* TASK TO COMPLETE:
Copy out each line of the material in which the word "styles" appears.

* DATASET SECTION:
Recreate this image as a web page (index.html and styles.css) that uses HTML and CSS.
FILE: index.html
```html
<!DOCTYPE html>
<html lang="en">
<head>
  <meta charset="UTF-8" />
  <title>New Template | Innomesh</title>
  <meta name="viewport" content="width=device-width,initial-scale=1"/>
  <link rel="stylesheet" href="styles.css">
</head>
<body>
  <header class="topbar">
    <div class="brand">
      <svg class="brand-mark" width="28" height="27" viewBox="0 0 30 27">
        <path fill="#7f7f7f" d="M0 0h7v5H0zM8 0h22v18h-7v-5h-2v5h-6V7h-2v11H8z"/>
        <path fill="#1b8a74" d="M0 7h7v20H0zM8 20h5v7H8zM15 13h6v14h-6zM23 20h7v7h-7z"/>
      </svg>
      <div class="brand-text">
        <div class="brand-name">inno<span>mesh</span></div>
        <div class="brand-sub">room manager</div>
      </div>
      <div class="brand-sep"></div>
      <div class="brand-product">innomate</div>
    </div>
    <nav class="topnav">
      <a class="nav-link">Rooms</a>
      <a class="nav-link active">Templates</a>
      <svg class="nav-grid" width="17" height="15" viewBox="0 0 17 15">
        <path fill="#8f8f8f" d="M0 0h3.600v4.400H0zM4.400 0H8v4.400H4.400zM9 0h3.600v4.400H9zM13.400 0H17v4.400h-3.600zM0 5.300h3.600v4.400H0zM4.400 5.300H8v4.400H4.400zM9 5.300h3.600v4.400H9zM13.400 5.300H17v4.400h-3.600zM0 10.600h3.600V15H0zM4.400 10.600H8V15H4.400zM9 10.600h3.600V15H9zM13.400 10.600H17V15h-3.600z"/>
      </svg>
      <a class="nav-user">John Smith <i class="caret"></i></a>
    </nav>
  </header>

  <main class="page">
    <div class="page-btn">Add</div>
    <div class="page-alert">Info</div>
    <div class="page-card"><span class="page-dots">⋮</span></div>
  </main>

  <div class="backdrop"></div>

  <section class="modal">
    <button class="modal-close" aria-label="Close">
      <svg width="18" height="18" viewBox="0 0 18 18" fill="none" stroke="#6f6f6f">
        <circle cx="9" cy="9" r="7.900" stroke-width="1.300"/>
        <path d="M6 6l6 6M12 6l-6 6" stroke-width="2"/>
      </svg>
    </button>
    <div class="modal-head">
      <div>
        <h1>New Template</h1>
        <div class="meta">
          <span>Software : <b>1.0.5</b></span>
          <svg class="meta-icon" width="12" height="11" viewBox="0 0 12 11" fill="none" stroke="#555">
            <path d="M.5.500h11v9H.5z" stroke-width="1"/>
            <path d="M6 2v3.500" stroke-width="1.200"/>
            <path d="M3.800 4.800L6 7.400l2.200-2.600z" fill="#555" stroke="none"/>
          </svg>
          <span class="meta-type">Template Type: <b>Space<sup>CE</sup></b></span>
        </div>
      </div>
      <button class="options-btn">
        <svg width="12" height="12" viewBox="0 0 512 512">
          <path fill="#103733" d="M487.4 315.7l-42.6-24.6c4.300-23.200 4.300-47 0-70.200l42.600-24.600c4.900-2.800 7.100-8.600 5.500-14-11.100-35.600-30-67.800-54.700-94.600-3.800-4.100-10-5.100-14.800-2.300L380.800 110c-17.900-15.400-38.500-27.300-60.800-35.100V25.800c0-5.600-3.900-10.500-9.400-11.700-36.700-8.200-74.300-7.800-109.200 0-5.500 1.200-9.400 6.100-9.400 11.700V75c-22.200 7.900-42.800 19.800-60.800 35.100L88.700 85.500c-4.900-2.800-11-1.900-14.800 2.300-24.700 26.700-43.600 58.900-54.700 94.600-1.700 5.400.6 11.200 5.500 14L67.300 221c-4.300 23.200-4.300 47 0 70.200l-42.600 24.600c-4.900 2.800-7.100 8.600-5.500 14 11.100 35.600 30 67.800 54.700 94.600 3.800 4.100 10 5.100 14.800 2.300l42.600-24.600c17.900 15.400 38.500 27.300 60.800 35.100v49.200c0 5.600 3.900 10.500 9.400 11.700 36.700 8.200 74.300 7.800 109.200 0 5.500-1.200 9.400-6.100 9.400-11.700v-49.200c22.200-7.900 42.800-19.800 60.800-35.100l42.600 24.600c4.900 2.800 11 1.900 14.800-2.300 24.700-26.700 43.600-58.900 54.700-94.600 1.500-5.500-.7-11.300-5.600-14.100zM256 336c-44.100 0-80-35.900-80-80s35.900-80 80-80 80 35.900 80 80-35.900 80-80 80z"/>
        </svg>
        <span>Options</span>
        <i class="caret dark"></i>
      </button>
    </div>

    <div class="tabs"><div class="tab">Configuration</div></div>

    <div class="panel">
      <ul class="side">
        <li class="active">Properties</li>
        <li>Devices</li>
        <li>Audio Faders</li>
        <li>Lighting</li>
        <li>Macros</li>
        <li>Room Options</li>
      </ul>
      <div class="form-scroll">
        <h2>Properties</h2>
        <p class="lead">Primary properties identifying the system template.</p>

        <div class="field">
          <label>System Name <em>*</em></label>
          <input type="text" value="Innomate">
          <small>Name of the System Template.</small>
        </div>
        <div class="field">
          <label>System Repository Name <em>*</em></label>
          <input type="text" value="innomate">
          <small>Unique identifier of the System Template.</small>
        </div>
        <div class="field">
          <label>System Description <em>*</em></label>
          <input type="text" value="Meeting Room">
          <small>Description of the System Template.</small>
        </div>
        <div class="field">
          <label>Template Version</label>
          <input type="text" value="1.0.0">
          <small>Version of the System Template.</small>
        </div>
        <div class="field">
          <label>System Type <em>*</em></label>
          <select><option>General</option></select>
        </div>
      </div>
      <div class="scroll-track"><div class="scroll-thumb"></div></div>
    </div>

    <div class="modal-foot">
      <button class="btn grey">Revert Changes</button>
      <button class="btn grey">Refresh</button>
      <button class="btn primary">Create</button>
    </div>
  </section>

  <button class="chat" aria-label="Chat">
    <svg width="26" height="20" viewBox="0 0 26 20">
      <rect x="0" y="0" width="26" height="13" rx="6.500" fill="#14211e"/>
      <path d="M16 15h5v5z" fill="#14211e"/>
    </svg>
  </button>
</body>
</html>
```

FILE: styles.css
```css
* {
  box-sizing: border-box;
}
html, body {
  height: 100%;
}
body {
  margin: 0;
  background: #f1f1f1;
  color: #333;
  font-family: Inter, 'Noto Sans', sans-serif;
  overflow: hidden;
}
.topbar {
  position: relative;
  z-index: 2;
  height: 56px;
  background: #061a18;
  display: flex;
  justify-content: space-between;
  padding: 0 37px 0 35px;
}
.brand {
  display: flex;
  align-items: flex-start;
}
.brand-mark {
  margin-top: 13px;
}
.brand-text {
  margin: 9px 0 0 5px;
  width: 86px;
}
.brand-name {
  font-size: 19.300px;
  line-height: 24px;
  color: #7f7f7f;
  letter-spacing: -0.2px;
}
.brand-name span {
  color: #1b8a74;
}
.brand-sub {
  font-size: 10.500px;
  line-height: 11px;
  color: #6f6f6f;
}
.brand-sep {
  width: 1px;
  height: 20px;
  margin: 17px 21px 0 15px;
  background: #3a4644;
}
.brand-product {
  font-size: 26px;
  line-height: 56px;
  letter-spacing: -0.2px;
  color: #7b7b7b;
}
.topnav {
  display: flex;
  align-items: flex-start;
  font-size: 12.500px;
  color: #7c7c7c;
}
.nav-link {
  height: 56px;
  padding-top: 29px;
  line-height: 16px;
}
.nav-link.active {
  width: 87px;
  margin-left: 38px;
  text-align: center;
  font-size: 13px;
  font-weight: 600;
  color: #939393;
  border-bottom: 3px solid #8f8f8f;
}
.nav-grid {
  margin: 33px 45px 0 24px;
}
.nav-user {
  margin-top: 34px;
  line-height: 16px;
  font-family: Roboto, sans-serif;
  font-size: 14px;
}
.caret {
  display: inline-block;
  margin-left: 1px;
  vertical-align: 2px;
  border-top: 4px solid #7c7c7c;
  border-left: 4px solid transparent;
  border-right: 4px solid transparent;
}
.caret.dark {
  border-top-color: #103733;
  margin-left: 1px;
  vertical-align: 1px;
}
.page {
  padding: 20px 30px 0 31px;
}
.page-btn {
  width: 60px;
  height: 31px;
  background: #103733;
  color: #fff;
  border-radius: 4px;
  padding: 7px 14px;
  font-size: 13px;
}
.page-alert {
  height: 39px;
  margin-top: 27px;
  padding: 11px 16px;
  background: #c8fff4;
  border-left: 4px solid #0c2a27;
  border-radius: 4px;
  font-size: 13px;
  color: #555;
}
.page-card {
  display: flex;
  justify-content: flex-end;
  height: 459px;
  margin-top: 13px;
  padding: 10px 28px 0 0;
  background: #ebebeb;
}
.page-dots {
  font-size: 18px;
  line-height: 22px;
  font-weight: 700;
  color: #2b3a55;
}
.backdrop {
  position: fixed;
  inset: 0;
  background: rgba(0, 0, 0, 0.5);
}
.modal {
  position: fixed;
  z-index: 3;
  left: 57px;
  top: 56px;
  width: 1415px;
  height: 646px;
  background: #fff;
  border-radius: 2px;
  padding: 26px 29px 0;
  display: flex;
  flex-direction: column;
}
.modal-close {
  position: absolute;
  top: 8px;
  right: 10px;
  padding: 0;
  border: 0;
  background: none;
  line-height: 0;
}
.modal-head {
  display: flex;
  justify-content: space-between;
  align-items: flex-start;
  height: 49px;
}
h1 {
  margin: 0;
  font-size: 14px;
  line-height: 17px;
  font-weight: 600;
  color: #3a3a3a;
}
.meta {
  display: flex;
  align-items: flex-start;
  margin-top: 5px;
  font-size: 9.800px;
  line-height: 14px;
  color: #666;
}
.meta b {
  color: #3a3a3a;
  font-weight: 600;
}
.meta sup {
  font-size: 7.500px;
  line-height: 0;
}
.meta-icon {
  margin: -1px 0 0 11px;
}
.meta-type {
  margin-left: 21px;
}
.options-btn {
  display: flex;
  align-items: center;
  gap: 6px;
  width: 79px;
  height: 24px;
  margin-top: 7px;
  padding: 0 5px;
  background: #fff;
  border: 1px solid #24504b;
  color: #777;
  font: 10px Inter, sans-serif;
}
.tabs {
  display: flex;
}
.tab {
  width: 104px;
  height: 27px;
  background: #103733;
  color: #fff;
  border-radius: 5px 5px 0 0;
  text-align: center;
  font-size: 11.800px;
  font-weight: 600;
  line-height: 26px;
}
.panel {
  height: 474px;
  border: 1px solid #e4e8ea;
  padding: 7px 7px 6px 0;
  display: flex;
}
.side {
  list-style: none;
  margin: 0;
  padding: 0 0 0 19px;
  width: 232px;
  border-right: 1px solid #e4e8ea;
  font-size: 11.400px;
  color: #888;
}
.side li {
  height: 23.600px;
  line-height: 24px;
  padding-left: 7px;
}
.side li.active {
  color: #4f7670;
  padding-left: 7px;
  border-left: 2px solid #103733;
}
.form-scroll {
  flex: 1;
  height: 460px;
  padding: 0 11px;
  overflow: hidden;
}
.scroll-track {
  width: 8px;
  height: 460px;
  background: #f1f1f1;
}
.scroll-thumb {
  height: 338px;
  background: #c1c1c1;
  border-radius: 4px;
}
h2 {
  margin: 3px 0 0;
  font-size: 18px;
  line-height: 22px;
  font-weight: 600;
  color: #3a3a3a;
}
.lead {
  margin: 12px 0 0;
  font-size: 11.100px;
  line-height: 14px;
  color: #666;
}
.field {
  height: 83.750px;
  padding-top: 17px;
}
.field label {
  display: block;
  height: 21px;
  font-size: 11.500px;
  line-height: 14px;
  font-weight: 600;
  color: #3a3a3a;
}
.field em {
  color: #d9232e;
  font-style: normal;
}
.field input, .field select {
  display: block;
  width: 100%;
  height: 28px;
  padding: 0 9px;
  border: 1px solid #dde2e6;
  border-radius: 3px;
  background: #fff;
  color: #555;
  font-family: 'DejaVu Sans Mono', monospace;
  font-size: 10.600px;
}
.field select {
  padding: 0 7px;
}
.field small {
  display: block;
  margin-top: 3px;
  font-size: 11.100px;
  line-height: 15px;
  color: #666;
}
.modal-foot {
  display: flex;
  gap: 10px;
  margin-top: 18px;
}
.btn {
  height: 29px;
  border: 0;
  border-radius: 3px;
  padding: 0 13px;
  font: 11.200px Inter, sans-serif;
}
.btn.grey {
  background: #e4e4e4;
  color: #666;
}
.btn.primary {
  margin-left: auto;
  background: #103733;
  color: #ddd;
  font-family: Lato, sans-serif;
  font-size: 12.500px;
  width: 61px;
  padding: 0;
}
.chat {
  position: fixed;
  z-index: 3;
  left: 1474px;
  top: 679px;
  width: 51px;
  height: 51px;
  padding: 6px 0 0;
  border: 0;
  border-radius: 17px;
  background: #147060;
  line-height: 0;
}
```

* COMPLETED TASK:
Recreate this image as a web page (index.html and styles.css) that uses HTML and CSS.
  <link rel="stylesheet" href="styles.css">
FILE: styles.css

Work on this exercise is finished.